This court has, in the interest of judicial economy, considered revocation
issues on appeal as if the issues were before the court on supervisory writs in a case
in which the defendant also challenged his conviction. See State v. Lavergne, 97-752
(La.App. 3 Cir. 6/3/98), 716 So.2d 92. This case differs somewhat in that it appears
the Defendant was not granted an appeal of his conviction; however, he challenges
his conviction and sentence on appeal. However, in the interest of judicial economy
and because the trial was uncertain as to the nature of the Defendant’s claim, we will
consider both the claims regarding the Defendant’s conviction and sentence as well
as the claims regarding the revocation.
The District Court Improperly Revoked the Defendant’s Probation Based Upon Nonpayment of Money Owed
Defense counsel claims the district court failed to make a determination
of whether the Defendant had the means to pay the money owed and whether he
willfully failed to make the payments.
In Bearden v. Georgia, 461 U.S. 660, 672-73, 103 S.Ct. 2064, 2073
(1983), the supreme court set forth the factors to consider and procedures to be
employed when a defendant has not paid his fine or restitution:
We hold, therefore, that in revocation proceedings for failure to pay a fine or restitution, a sentencing court must inquire into the reasons for the failure to pay. If the probationer willfully refused to pay or failed to make sufficient bona fide efforts legally to acquire the resources to pay, the court may revoke probation and sentence the defendant to imprisonment within the authorized range of its sentencing authority. If the probationer could not pay despite sufficient bona fide efforts to acquire the resources to do so, the court must consider alternative measures of punishment other than imprisonment. Only if alternative measures are not adequate to meet the State’s interests in
2 punishment and deterrence may the court imprison a probationer who has made sufficient bona fide efforts to pay. To do otherwise would deprive the probationer of his conditional freedom simply because, through no fault of his own, he cannot pay the fine. Such a deprivation would be contrary to the fundamental fairness required by the Fourteenth Amendment.
(Footnote omitted).
The trial judge asked the Defendant generally if he had an explanation
for his violations. During his explanation of his violations, the Defendant stated:
When I got pulled over - - you know, I know they want me to pay all I owe, all the fees and all the cost of court and everything I owe - - but I was, you know - - I had started on my own with the music company I was working with for awhile. You know, I was getting to where I was before, when I got pulled over.

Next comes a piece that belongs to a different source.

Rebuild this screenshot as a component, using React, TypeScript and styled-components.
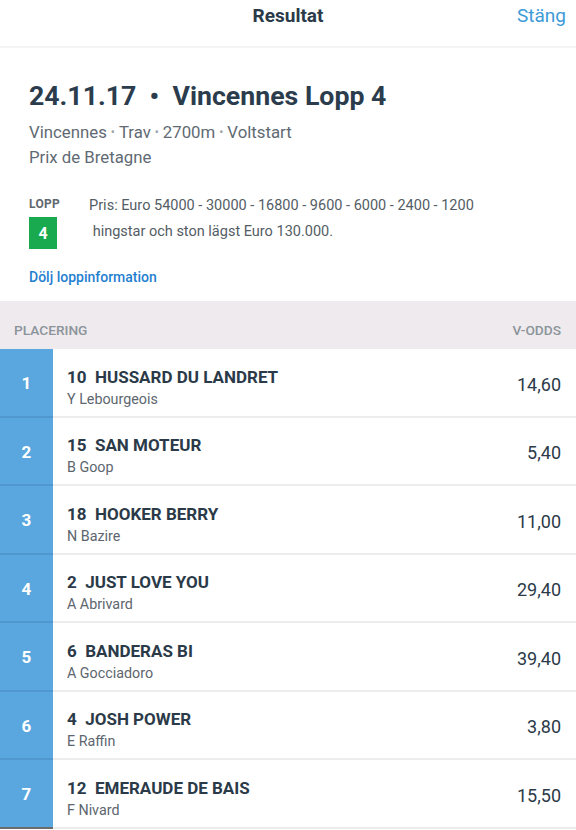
import React from "react";
import styled, { createGlobalStyle } from "styled-components";

const Global = createGlobalStyle`
  html, body { margin: 0; padding: 0; background: #fff; }
  body { font-family: Roboto, "Noto Sans", Arial, sans-serif; -webkit-font-smoothing: antialiased; }
  * { box-sizing: border-box; }
`;

const Page = styled.div`
  width: 576px;
  height: 830px;
  overflow: hidden;
  background: #fff;
`;

const TopBar = styled.header`
  height: 48px;
  display: grid;
  grid-template-columns: 1fr auto 1fr;
  align-items: center;
  padding: 0 10px 2px;
  border-bottom: 2px solid #f4f4f4;
`;

const TopTitle = styled.div`
  grid-column: 2;
  font-size: 19px;
  font-weight: 700;
  color: #2b3a48;
  margin-top: -14px;
`;

const CloseLink = styled.div`
  justify-self: end;
  font-size: 19px;
  color: #3d9ad8;
  margin-top: -14px;
`;

const Info = styled.section`
  padding: 30px 29px 16px;
`;

const RaceTitle = styled.h1`
  margin: 0;
  font-size: 26.7px;
  font-weight: 700;
  color: #2b3c4d;
  line-height: 36px;
`;

const Sub = styled.div`
  margin-top: 6px;
  font-size: 16.8px;
  line-height: 25px;
  color: #5f6a73;
`;

const Dot = styled.span`
  font-size: 12px;
  color: #9aa3aa;
  margin: 0 4px;
  vertical-align: 2px;
`;

const LoppRow = styled.div`
  display: flex;
  margin-top: 27px;
  gap: 29px;
`;

const LoppCol = styled.div`
  display: flex;
  flex-direction: column;
  align-items: flex-start;
  gap: 6px;
`;

const LoppLabel = styled.div`
  font-size: 12px;
  font-weight: 700;
  color: #5f676d;
  letter-spacing: 0.3px;
  line-height: 14px;
`;

const LoppBox = styled.div`
  width: 28px;
  height: 32px;
  background: #19aa4f;
  color: #fff;
  font-weight: 700;
  font-size: 16px;
  display: flex;
  align-items: center;
  justify-content: center;
`;

const Prize = styled.div`
  font-size: 14.5px;
  line-height: 26px;
  color: #545d65;
  margin-top: -4px;
  white-space: pre;
`;

const ToggleLink = styled.div`
  margin-top: 20px;
  font-size: 14px;
  font-weight: 500;
  color: #1f80cf;
`;

const TableHead = styled.div`
  height: 48px;
  background: #efeaed;
  display: flex;
  align-items: center;
  justify-content: space-between;
  padding: 10px 15px 0 14px;
  font-size: 13.7px;
  font-weight: 500;
  color: #8b949b;
`;

const Row = styled.div`
  display: flex;
  height: 68.5px;
  border-bottom: 2px solid #ececec;
`;

const Place = styled.div<{ $bg: string; $line: string }>`
  width: 53px;
  margin-bottom: -2px;
  border-bottom: 2px solid ${(p) => p.$line};
  background: ${(p) => p.$bg};
  color: #fff;
  font-size: 17px;
  font-weight: 700;
  display: flex;
  align-items: center;
  justify-content: center;
  padding-top: 2px;
`;

const Body = styled.div`
  flex: 1;
  display: flex;
  align-items: center;
  padding: 0 15px 0 14px;
`;

const Names = styled.div`
  flex: 1;
  display: flex;
  flex-direction: column;
  gap: 1px;
  padding-top: 11px;
`;

const Horse = styled.div`
  font-size: 17px;
  font-weight: 700;
  color: #2b3a48;
  line-height: 21px;
  white-space: pre;
`;

const Driver = styled.div`
  font-size: 14.3px;
  color: #5d666e;
  line-height: 20px;
`;

const Odds = styled.div`
  font-size: 18px;
  color: #2b3a48;
  padding-top: 4px;
`;

const results = [
  { p: "1", n: "10", h: "HUSSARD DU LANDRET", d: "Y Lebourgeois", o: "14,60" },
  { p: "2", n: "15", h: "SAN MOTEUR", d: "B Goop", o: "5,40" },
  { p: "3", n: "18", h: "HOOKER BERRY", d: "N Bazire", o: "11,00" },
  { p: "4", n: "2", h: "JUST LOVE YOU", d: "A Abrivard", o: "29,40" },
  { p: "5", n: "6", h: "BANDERAS BI", d: "A Gocciadoro", o: "39,40" },
  { p: "6", n: "4", h: "JOSH POWER", d: "E Raffin", o: "3,80" },
  { p: "7", n: "12", h: "EMERAUDE DE BAIS", d: "F Nivard", o: "15,50" },
];

export default function App() {
  return (
    <Page>
      <Global />
      <TopBar>
        <TopTitle>Resultat</TopTitle>
        <CloseLink>Stäng</CloseLink>
      </TopBar>
      <Info>
        <RaceTitle>24.11.17 &nbsp;•&nbsp; Vincennes Lopp 4</RaceTitle>
        <Sub>
          Vincennes<Dot>•</Dot>Trav<Dot>•</Dot>2700m<Dot>•</Dot>Voltstart
          <br />
          Prix de Bretagne
        </Sub>
        <LoppRow>
          <LoppCol>
            <LoppLabel>LOPP</LoppLabel>
            <LoppBox>4</LoppBox>
          </LoppCol>
          <Prize>
            {"Pris: Euro 54000 - 30000 - 16800 - 9600 - 6000 - 2400 - 1200\n hingstar och ston lägst Euro 130.000."}
          </Prize>
        </LoppRow>
        <ToggleLink>Dölj loppinformation</ToggleLink>
      </Info>
      <TableHead>
        <span>PLACERING</span>
        <span>V-ODDS</span>
      </TableHead>
      {results.map((r, i) => (
        <Row key={r.p}>
          <Place $bg="#5aa6de" $line={i === results.length - 1 ? "#6c6c6c" : "#4f97cc"}>{r.p}</Place>
          <Body>
            <Names>
              <Horse>{`${r.n}  ${r.h}`}</Horse>
              <Driver>{r.d}</Driver>
            </Names>
            <Odds>{r.o}</Odds>
          </Body>
        </Row>
      ))}
    </Page>
  );
}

In our view, the court’s inquiry was sufficient to meet the Bearden
requirement that the judge “inquire into the reasons for the failure to pay.”
As to whether the Defendant made sufficient bona fide efforts to acquire
the resources to pay, we note the probation officer stated that the Defendant’s
company was not willing to pay unless they could be assured he was not going to be
imprisoned. From this, we infer that the Defendant requested money from his
company and the company was willing to pay if the Defendant’s probation was not
going to be revoked. Although somewhat tenuous, the record is sufficient to find he
made “bona fide efforts legally to acquire the resources to pay.”
The State Presented Improper Evidence For The Court’s Consideration In Deciding Whether To Revoke The Defendant’s Probation
Counsel notes the court allowed the State to present reasons for
revocation not listed on the rule to revoke in that it allowed presentation of the
3 Defendant’s prior criminal record. Counsel contends the Defendant’s convictions
prior to being placed on probation were irrelevant to the revocation proceeding.
The Defendant is correct. The commission of the offenses was not listed
on the motion to revoke probation. At the hearing, the prosecutor asked the probation
officer if she had looked into the Defendant’s criminal background to determine his
criminal convictions. She confirmed that she did this and that she found he had a
conviction in federal court in the State of Florida for counterfeiting. He was indicted
on this charge on August 8, 1995, and had successfully completed his probationary
term of three years. Next, she testified that he had a March 24, 1983 conviction for
grand larceny in New York.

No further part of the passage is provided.